=== WHAT TO DO ===
Copy out all the lines in the records that include the word "component".

=== RECORDS SHOWN ===
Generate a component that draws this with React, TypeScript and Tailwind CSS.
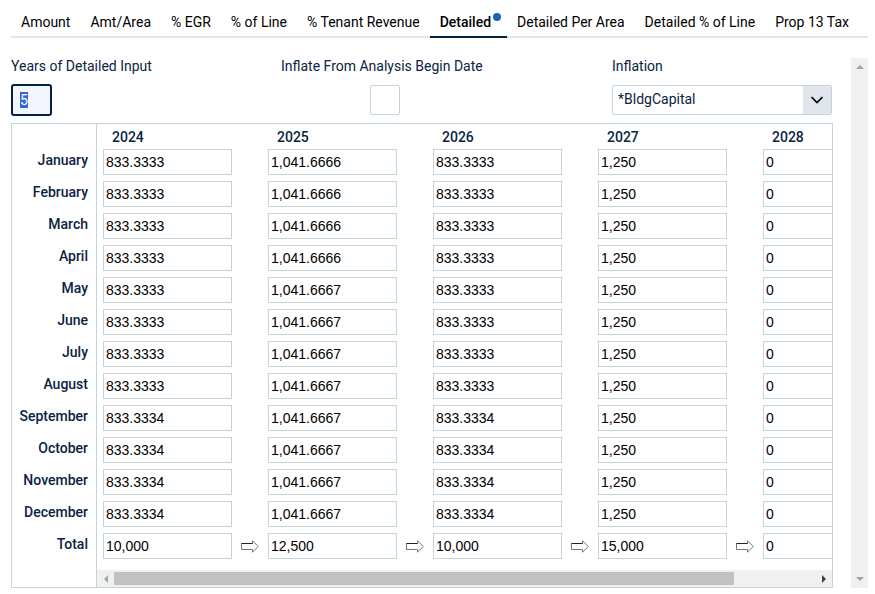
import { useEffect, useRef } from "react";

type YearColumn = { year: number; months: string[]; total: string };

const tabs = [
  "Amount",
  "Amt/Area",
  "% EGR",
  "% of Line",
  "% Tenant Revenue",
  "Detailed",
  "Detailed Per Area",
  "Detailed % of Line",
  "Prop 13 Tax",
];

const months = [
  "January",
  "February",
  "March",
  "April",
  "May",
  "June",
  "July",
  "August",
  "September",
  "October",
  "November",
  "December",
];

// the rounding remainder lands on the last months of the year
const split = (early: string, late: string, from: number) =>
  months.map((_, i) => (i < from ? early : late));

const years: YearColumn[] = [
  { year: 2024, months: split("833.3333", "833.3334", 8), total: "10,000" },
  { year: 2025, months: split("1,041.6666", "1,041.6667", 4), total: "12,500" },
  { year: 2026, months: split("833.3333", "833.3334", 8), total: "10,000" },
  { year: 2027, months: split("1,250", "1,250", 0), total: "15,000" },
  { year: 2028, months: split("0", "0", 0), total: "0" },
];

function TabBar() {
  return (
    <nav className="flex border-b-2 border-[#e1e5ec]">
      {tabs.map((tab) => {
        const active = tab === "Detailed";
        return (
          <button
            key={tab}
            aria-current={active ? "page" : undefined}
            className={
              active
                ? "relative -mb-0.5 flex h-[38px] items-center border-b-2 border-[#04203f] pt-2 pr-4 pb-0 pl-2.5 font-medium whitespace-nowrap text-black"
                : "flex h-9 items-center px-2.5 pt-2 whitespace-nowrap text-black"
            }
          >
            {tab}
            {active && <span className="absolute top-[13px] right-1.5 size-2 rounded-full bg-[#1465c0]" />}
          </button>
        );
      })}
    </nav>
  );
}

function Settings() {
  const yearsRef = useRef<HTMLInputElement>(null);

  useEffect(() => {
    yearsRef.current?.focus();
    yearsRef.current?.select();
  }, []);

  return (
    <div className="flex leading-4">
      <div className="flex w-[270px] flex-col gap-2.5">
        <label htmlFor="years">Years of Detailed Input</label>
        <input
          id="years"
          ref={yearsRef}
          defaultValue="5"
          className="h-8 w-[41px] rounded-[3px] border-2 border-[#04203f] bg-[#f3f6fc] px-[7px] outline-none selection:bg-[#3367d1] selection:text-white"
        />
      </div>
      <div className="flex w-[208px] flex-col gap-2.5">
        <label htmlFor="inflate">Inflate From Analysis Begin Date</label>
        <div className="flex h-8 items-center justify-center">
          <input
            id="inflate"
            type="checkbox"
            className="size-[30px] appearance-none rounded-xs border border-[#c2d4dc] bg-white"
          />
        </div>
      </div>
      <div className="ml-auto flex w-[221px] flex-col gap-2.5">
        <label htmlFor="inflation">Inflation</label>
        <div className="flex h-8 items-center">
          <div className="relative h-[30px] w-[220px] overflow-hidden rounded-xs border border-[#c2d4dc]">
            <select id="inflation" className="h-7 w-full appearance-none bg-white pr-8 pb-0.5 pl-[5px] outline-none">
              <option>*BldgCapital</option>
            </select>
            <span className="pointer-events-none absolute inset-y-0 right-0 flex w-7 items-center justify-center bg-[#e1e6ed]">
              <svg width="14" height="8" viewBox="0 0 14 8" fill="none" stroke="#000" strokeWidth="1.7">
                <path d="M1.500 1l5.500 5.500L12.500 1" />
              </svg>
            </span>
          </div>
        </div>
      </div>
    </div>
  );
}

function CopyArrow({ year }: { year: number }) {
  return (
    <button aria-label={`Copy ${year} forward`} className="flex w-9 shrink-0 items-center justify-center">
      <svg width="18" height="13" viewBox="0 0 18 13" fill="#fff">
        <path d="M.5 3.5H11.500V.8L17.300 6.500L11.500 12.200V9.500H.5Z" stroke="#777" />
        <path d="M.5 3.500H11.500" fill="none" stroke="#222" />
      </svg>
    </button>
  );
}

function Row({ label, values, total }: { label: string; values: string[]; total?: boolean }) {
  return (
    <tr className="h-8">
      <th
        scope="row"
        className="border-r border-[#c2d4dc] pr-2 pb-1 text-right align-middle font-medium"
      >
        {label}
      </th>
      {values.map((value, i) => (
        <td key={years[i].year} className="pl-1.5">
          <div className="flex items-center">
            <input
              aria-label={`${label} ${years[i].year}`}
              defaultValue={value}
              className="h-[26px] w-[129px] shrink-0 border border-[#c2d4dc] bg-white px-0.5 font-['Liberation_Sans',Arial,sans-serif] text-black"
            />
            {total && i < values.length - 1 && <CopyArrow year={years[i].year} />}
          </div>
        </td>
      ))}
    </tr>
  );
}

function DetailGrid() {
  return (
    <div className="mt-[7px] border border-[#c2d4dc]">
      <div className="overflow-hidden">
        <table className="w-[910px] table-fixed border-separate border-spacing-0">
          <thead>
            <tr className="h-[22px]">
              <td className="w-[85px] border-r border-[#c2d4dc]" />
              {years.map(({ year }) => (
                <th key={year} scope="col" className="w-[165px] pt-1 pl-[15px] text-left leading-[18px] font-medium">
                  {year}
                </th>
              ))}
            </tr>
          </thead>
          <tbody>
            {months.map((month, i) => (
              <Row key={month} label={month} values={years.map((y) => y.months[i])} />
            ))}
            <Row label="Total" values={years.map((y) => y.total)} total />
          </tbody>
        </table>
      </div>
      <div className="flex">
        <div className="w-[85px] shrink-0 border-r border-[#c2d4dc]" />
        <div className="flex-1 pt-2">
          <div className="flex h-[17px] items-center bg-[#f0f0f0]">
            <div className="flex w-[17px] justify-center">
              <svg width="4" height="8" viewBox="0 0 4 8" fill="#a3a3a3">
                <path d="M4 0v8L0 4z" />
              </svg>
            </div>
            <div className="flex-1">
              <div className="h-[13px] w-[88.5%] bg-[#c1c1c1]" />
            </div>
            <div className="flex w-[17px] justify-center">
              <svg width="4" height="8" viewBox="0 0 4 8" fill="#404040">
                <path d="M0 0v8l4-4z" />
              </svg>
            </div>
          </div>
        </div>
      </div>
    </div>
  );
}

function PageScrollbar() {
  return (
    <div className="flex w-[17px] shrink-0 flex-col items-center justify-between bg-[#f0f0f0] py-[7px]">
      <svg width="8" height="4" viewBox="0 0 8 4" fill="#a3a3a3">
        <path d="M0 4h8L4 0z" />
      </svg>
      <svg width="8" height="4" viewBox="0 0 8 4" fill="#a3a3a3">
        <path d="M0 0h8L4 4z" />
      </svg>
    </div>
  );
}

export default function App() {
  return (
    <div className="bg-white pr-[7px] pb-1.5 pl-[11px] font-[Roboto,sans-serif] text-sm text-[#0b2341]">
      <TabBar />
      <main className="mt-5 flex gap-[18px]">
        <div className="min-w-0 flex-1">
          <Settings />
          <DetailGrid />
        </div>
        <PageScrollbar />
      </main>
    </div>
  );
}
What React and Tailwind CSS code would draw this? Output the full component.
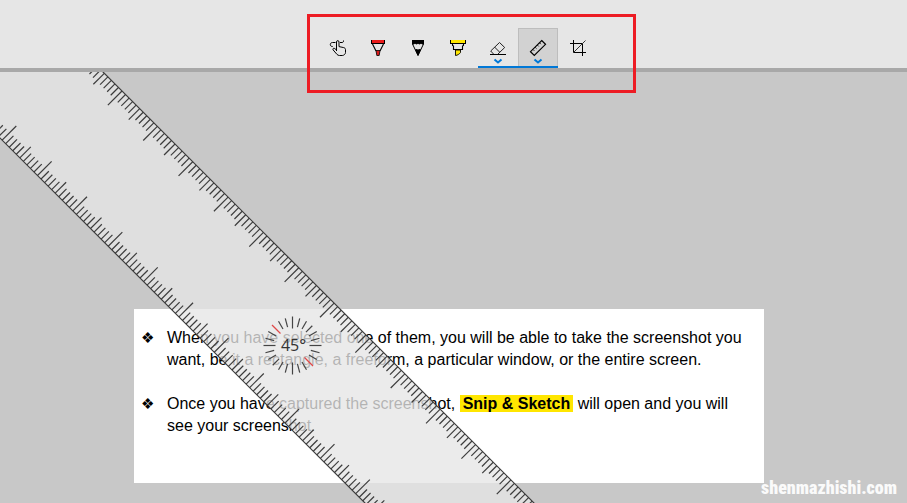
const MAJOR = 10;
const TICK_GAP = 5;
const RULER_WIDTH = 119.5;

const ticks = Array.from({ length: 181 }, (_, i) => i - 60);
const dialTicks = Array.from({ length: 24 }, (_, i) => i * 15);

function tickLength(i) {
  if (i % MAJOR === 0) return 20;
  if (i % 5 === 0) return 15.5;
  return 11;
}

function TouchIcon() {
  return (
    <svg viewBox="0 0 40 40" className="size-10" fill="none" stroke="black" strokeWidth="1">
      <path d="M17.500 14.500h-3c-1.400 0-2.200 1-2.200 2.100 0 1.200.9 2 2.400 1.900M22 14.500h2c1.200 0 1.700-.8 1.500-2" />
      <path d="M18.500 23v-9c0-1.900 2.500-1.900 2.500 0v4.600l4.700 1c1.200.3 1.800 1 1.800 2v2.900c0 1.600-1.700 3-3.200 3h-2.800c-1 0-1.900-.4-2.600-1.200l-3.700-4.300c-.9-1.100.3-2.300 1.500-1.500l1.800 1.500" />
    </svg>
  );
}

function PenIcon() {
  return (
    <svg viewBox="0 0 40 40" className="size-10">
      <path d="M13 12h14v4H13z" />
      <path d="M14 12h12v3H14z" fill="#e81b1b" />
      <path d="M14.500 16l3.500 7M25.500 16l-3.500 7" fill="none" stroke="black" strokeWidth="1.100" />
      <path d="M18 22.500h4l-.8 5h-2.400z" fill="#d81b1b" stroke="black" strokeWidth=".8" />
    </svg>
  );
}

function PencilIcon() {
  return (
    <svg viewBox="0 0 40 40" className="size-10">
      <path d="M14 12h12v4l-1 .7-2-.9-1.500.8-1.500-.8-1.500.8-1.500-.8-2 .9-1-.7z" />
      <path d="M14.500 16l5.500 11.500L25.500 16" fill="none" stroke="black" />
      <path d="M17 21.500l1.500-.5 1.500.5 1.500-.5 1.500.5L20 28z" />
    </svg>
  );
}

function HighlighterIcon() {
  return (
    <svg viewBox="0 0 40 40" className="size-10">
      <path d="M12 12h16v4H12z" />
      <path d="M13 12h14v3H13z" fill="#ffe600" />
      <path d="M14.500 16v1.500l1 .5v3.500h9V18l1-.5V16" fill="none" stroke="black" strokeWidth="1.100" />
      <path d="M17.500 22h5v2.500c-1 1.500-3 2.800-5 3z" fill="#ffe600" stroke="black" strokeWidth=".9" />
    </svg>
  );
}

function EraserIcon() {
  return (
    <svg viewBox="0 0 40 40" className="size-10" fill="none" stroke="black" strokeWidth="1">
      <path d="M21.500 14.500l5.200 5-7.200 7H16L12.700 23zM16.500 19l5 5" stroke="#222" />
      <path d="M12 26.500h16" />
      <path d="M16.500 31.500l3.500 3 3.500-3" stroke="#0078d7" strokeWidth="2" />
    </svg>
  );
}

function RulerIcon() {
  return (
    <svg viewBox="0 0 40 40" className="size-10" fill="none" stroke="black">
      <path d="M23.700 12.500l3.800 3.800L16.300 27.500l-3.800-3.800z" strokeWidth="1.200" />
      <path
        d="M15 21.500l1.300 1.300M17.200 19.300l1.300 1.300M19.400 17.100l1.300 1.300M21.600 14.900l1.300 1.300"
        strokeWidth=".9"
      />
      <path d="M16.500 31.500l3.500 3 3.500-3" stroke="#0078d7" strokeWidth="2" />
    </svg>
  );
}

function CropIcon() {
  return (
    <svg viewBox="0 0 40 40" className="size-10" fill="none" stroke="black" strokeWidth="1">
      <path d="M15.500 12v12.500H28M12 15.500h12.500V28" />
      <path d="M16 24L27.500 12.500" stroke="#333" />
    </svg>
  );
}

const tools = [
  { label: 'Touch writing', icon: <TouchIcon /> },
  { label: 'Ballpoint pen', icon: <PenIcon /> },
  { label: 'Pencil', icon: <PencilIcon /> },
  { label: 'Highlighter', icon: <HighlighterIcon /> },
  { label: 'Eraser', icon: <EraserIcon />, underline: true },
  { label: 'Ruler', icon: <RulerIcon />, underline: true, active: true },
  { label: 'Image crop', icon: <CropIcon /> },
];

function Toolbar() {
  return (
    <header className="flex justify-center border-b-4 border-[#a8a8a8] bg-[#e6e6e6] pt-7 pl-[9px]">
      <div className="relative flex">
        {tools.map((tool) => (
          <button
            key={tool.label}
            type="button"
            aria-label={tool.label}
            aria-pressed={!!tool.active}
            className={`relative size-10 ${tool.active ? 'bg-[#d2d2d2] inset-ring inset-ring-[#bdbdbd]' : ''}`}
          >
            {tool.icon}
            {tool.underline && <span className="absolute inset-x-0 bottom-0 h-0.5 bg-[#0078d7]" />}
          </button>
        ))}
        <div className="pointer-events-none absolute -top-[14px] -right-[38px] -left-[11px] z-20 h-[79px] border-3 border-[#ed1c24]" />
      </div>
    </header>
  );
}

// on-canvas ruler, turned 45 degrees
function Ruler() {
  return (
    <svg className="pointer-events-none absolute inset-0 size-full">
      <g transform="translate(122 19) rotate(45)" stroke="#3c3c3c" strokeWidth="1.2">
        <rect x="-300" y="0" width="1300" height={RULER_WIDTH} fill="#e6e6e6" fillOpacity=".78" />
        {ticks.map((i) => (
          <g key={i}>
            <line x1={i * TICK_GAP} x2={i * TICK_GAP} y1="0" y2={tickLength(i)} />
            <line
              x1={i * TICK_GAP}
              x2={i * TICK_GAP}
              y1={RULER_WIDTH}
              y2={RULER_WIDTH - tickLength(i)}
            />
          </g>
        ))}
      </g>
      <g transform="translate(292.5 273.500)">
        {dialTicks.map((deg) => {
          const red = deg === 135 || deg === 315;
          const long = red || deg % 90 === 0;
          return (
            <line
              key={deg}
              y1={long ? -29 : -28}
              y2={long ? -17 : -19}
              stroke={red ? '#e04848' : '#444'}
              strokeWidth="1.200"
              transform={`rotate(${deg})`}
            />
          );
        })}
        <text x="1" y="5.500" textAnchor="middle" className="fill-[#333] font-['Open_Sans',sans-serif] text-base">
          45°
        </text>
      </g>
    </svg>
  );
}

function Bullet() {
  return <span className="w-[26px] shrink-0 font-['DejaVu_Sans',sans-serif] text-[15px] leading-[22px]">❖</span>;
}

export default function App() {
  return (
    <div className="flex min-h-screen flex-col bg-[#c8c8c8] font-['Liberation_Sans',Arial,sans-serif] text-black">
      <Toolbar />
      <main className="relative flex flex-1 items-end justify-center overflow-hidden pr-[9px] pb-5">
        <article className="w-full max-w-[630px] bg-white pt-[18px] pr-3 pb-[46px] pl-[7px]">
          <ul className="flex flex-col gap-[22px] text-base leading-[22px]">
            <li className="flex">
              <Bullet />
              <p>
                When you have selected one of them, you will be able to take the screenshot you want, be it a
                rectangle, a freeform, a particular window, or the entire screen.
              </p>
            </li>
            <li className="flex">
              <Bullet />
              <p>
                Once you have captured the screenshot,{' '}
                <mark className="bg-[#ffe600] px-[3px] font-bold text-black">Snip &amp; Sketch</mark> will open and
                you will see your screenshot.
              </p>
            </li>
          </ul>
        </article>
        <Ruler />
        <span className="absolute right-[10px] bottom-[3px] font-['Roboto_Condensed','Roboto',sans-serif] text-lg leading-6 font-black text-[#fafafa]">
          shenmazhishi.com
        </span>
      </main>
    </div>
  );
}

=== THE REPLY ===
Generate a component that draws this with React, TypeScript and Tailwind CSS.
What React and Tailwind CSS code would draw this? Output the full component.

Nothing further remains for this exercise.